● Given exercise
Beneath this line are entries. Copy the range from the line with "Rebuild this UI as HTML. Inline all styles." to the line with "of a rectangle.</div>", ends included, exactly; leave pictures out.

● Data for this task
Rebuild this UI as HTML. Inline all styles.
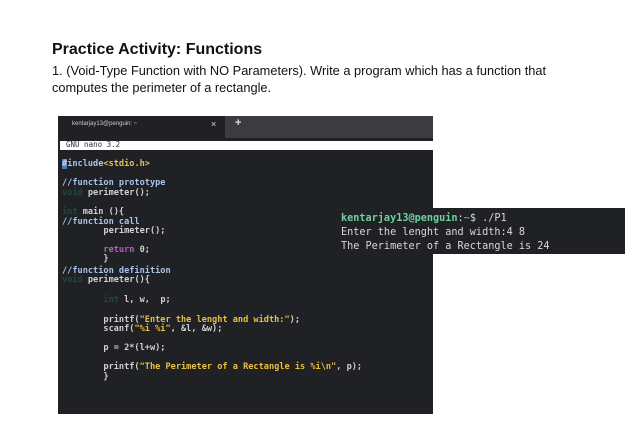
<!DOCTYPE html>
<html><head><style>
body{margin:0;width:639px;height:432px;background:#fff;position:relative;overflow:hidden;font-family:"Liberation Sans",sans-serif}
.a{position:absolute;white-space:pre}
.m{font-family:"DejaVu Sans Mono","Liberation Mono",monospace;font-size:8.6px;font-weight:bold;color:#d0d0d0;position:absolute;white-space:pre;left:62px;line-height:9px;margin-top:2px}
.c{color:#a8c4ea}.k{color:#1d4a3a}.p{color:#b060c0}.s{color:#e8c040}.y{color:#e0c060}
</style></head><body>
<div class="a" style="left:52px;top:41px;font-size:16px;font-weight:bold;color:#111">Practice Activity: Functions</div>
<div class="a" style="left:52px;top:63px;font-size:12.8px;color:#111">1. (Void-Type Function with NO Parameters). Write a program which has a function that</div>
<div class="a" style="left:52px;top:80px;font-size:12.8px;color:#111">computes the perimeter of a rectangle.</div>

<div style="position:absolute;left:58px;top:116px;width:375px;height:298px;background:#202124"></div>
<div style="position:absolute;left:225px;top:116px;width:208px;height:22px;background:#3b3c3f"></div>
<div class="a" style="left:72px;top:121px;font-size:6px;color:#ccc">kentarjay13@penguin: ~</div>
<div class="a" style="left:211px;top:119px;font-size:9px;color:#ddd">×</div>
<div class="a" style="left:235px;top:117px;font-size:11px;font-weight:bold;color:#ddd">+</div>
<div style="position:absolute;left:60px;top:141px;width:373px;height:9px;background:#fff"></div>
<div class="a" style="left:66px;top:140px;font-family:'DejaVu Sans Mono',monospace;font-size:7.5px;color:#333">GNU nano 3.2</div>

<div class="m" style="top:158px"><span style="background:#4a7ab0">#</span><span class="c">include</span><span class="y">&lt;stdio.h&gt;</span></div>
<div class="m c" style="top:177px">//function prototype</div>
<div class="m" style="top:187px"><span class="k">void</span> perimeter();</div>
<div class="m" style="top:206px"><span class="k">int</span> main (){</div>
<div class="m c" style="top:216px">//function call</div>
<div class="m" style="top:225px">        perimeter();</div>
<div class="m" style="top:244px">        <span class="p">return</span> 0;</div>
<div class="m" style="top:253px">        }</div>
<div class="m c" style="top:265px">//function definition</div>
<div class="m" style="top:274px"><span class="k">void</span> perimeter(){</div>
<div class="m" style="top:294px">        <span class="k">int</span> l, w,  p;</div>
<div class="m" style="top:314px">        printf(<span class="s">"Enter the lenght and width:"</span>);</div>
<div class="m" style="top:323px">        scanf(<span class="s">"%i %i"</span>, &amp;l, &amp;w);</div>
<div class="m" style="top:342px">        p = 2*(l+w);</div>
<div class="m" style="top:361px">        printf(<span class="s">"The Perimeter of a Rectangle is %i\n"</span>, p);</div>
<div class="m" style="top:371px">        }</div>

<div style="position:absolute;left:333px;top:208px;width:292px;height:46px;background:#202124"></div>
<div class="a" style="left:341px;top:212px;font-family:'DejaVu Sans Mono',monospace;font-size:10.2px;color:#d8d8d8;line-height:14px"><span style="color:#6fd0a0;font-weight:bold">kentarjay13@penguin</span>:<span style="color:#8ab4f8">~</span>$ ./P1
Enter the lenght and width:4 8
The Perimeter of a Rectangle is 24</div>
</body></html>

...

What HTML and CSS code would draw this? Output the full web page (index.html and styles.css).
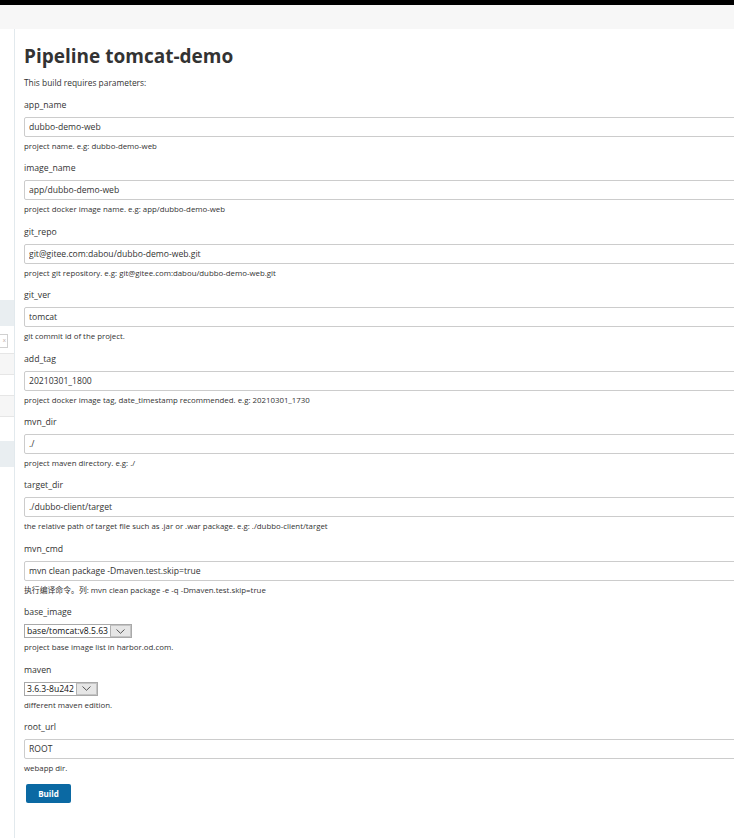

● Task solution
Rebuild this UI as HTML. Inline all styles.
<!DOCTYPE html>
<html><head><style>
body{margin:0;width:639px;height:432px;background:#fff;position:relative;overflow:hidden;font-family:"Liberation Sans",sans-serif}
.a{position:absolute;white-space:pre}
.m{font-family:"DejaVu Sans Mono","Liberation Mono",monospace;font-size:8.6px;font-weight:bold;color:#d0d0d0;position:absolute;white-space:pre;left:62px;line-height:9px;margin-top:2px}
.c{color:#a8c4ea}.k{color:#1d4a3a}.p{color:#b060c0}.s{color:#e8c040}.y{color:#e0c060}
</style></head><body>
<div class="a" style="left:52px;top:41px;font-size:16px;font-weight:bold;color:#111">Practice Activity: Functions</div>
<div class="a" style="left:52px;top:63px;font-size:12.8px;color:#111">1. (Void-Type Function with NO Parameters). Write a program which has a function that</div>
<div class="a" style="left:52px;top:80px;font-size:12.8px;color:#111">computes the perimeter of a rectangle.</div>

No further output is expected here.